A practical rule for renewals and access

Turn on auto-renew for the domain. Save your login details somewhere secure. Keep one person responsible for billing and technical access, even if someone else builds the site.

That single habit prevents a surprising number of avoidable outages.

Two setup paths that both work

Option Best for Pros Tradeoff
All-in-one website builder Fast launch and low maintenance Simpler setup, fewer moving parts Less flexibility later
Separate domain and hosting Businesses that want more control More flexibility and easier long-term scaling More setup work at the beginning

Both options can work. The better choice depends on whether you value speed or flexibility more.


The bottom line

Your domain is the address. Hosting is where the site lives. DNS connects the address to the right place. SSL secures the connection. Professional email helps your business look consistent and credible.

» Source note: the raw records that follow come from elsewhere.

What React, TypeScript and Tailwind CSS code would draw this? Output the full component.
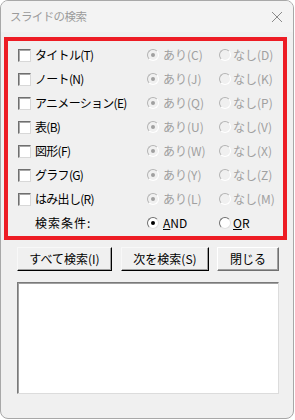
import React from 'react';

const font = { fontFamily: '"Noto Sans CJK JP", "Noto Sans", sans-serif' };

type Row = { label: string; on: string; off: string };

const rows: Row[] = [
  { label: 'タイトル(T)', on: 'あり(C)', off: 'なし(D)' },
  { label: 'ノート(N)', on: 'あり(J)', off: 'なし(K)' },
  { label: 'アニメーション(E)', on: 'あり(Q)', off: 'なし(P)' },
  { label: '表(B)', on: 'あり(U)', off: 'なし(V)' },
  { label: '図形(F)', on: 'あり(W)', off: 'なし(X)' },
  { label: 'グラフ(G)', on: 'あり(Y)', off: 'なし(Z)' },
  { label: 'はみ出し(R)', on: 'あり(L)', off: 'なし(M)' },
];

function Checkbox() {
  return (
    <span className="w-[13px] h-[13px] shrink-0 bg-white border border-t-[#6f6f6f] border-l-[#6f6f6f] border-b-[#d8d8d8] border-r-[#d8d8d8] shadow-[inset_1px_1px_0_#a8a8a8]" />
  );
}

function Radio({ checked, disabled }: { checked: boolean; disabled?: boolean }) {
  return (
    <span
      className={
        'w-[12px] h-[12px] shrink-0 rounded-full flex items-center justify-center border ' +
        (disabled
          ? 'bg-[#f0f0f0] border-t-[#b4b4b4] border-l-[#b4b4b4] border-b-white border-r-white'
          : 'bg-white border-t-[#6f6f6f] border-l-[#6f6f6f] border-b-[#e0e0e0] border-r-[#e0e0e0]')
      }
    >
      {checked && (
        <span className={'w-[4px] h-[4px] rounded-full ' + (disabled ? 'bg-[#a0a0a0]' : 'bg-black')} />
      )}
    </span>
  );
}

function Button({ label, dark }: { label: string; dark?: boolean }) {
  return (
    <button
      className={
        'w-full h-[24px] text-[12px] text-black bg-[#f0f0f0] flex items-center justify-center border ' +
        (dark
          ? 'border-t-[#f8f8f8] border-l-[#f8f8f8] border-b-black border-r-black shadow-[inset_-1px_-1px_0_#a0a0a0]'
          : 'border-t-white border-l-white border-b-[#707070] border-r-[#707070] shadow-[inset_-1px_-1px_0_#a0a0a0]')
      }
      style={font}
    >
      {label}
    </button>
  );
}

export default function App() {
  return (
    <div className="w-[295px] h-[420px] bg-white relative overflow-hidden" style={font}>
      <div className="w-[294px] h-[419px] border border-[#a8a8a8] rounded-lg overflow-hidden bg-[#f0f0f0] flex flex-col">
        {/* title bar */}
        <div className="h-[31px] bg-[#f3f3f3] flex items-center justify-between pl-[9px] pr-[9px]">
          <span className="text-[11.5px] text-[#9b9b9b] tracking-[-0.6px]">スライドの検索</span>
          <svg width="12" height="12" viewBox="0 0 12 12" className="mr-[1px]">
            <path d="M1 1 L11 11 M11 1 L1 11" stroke="#8a8a8a" strokeWidth="1" fill="none" />
          </svg>
        </div>

        {/* options */}
        <div className="ml-[3px] mt-[5px] w-[283px] h-[203px] border-4 border-[#ed1c24] pt-[2px]">
          {rows.map((r) => (
            <div key={r.label} className="h-[24px] flex items-center text-[12px]">
              <div className="w-[139px] pl-[10px] flex items-center gap-[4px] text-black">
                <Checkbox />
                <span className="tracking-[-0.7px] whitespace-nowrap">{r.label}</span>
              </div>
              <div className="w-[72px] flex items-center gap-[4px] text-[#a0a0a0]">
                <Radio checked disabled />
                <span>{r.on}</span>
              </div>
              <div className="flex items-center gap-[2px] text-[#a0a0a0]">
                <Radio checked={false} disabled />
                <span>{r.off}</span>
              </div>
            </div>
          ))}
          <div className="h-[24px] flex items-center text-[12px] text-black">
            <div className="w-[139px] pl-[27px]">
              <span className="tracking-[1px]">検索条件:</span>
            </div>
            <div className="w-[72px] flex items-center gap-[4px]">
              <Radio checked />
              <span>
                <span className="underline">A</span>ND
              </span>
            </div>
            <div className="flex items-center gap-[2px]">
              <Radio checked={false} />
              <span>
                <span className="underline">O</span>R
              </span>
            </div>
          </div>
        </div>

        {/* buttons */}
        <div className="mt-[7px] ml-[16px] flex gap-[9px]">
          <div className="w-[95px]">
            <Button label="すべて検索(I)" dark />
          </div>
          <div className="w-[88px]">
            <Button label="次を検索(S)" dark />
          </div>
          <div className="w-[62px] ml-[-1px]">
            <Button label="閉じる" />
          </div>
        </div>

        {/* result list */}
        <div className="mt-[11px] ml-[16px] w-[262px] h-[112px] bg-white border border-t-[#7a7a7a] border-l-[#7a7a7a] border-b-[#dcdcdc] border-r-[#dcdcdc] shadow-[inset_1px_1px_0_#a0a0a0]" />
      </div>
    </div>
  );
}
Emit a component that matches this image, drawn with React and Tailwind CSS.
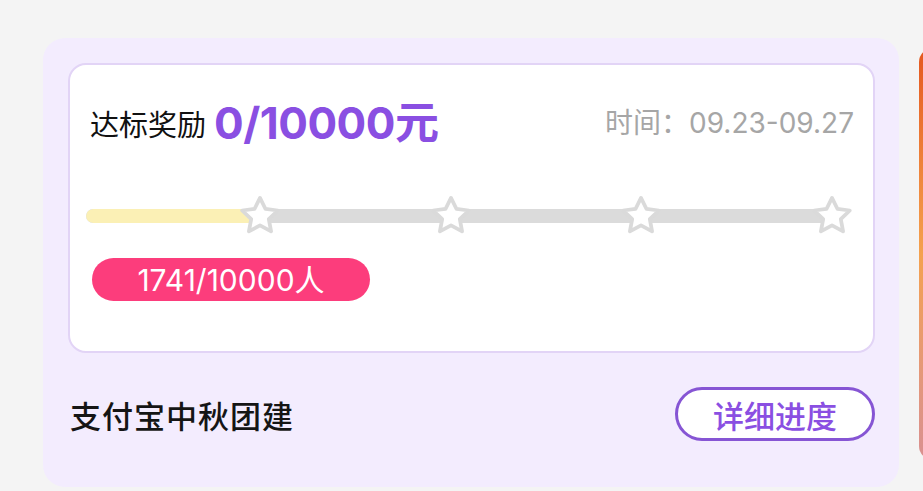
import React from "react";

const Star = () => (
  <svg width="44" height="44" viewBox="0 0 40 40" className="shrink-0 -my-[2px]">
    <path
      d="M20 3.5 L25 13.6 L36.2 15 L28 22.8 L30.1 33.9 L20 28.6 L9.9 33.9 L12 22.8 L3.8 15 L15 13.6 Z"
      fill="#ffffff"
      stroke="#dadada"
      strokeWidth="3.4"
      strokeLinejoin="round"
    />
  </svg>
);

export default function App() {
  const font = { fontFamily: '"Inter", "Noto Sans CJK SC", sans-serif' };
  const cjk = { fontFamily: '"Noto Sans CJK SC", sans-serif' };
  return (
    <div
      className="w-[923px] h-[491px] overflow-hidden bg-[#f4f4f4] flex items-start gap-[20px] pl-[43px] pt-[38px]"
      style={font}
    >
      <div className="shrink-0 w-[856px] h-[449px] rounded-[22px] bg-[#f3ecfe] pt-[25px] pl-[25px] pr-[24px] flex flex-col">
        <div className="h-[290px] rounded-[18px] bg-white border-2 border-[#e2d4f6] flex flex-col pl-[20px] pr-[19px] pt-[33px]">
          <div className="flex items-center justify-between h-[50px]">
            <div className="flex items-center">
              <span className="text-[29px] text-[#111] leading-none" style={cjk}>达标奖励</span>
              <span className="ml-[8px] text-[44px] font-bold text-[#8a4fe2] leading-none tracking-[-0.5px]">0/10000元</span>
            </div>
            <span className="text-[28px] text-[#a6a6a6] leading-none">时间：09.23-09.27</span>
          </div>
          <div className="relative mt-[48px] h-[40px] flex items-center">
            <div className="absolute left-[-4px] right-[18px] top-[13px] h-[14px] rounded-full bg-[#dbdbdb] overflow-hidden">
              <div className="h-full w-[170px] bg-[#fbf0b5] rounded-full" />
            </div>
            <div className="relative flex items-center justify-between w-full pl-[148px] pr-[0px]">
              <Star />
              <Star />
              <Star />
              <Star />
            </div>
          </div>
          <div className="mt-[22px] ml-[2px] w-[278px] h-[43px] rounded-full bg-[#fc3d7c] flex items-center justify-center">
            <span className="text-[30px] text-white leading-none">1741/10000人</span>
          </div>
        </div>
        <div className="flex items-center justify-between flex-1 pl-[2px] pb-[12px]">
          <span className="text-[31px] font-medium text-[#151515] leading-none tracking-[1px]" style={cjk}>支付宝中秋团建</span>
          <button className="w-[200px] h-[54px] rounded-full border-[3px] border-[#8655d4] bg-white flex items-center justify-center">
            <span className="text-[31px] font-medium text-[#8a4fe2] leading-none" style={cjk}>详细进度</span>
          </button>
        </div>
      </div>
      <div className="shrink-0 mt-[10px] w-[200px] h-[412px] rounded-[14px] bg-gradient-to-b from-[#e4561e] via-[#f4a14e] to-[#d99090]" />
    </div>
  );
}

Once those basics are in place, the setup stops feeling mysterious. You do not need twenty tools. You need a clean foundation that works every day.

Start with the essentials, keep costs reasonable, and upgrade when the business gives you a real reason to upgrade.


Common questions

Do I need to buy the domain and hosting from the same company?
No. You can buy them separately. Keeping them together often makes setup and renewals easier, but it is not required.

How long does DNS take to update?
Some changes show up quickly, while others can take longer to fully spread. A short wait is normal after updating nameservers or records.

Is free SSL enough for a small business website?
For most standard business sites, yes. If your site mainly collects contact form submissions or basic visitor data, the free SSL included with hosting is usually enough.

Should I pay for expensive hosting right away?
Usually not. Start with a plan that matches your current needs. Upgrade when traffic, speed, or functionality makes it necessary.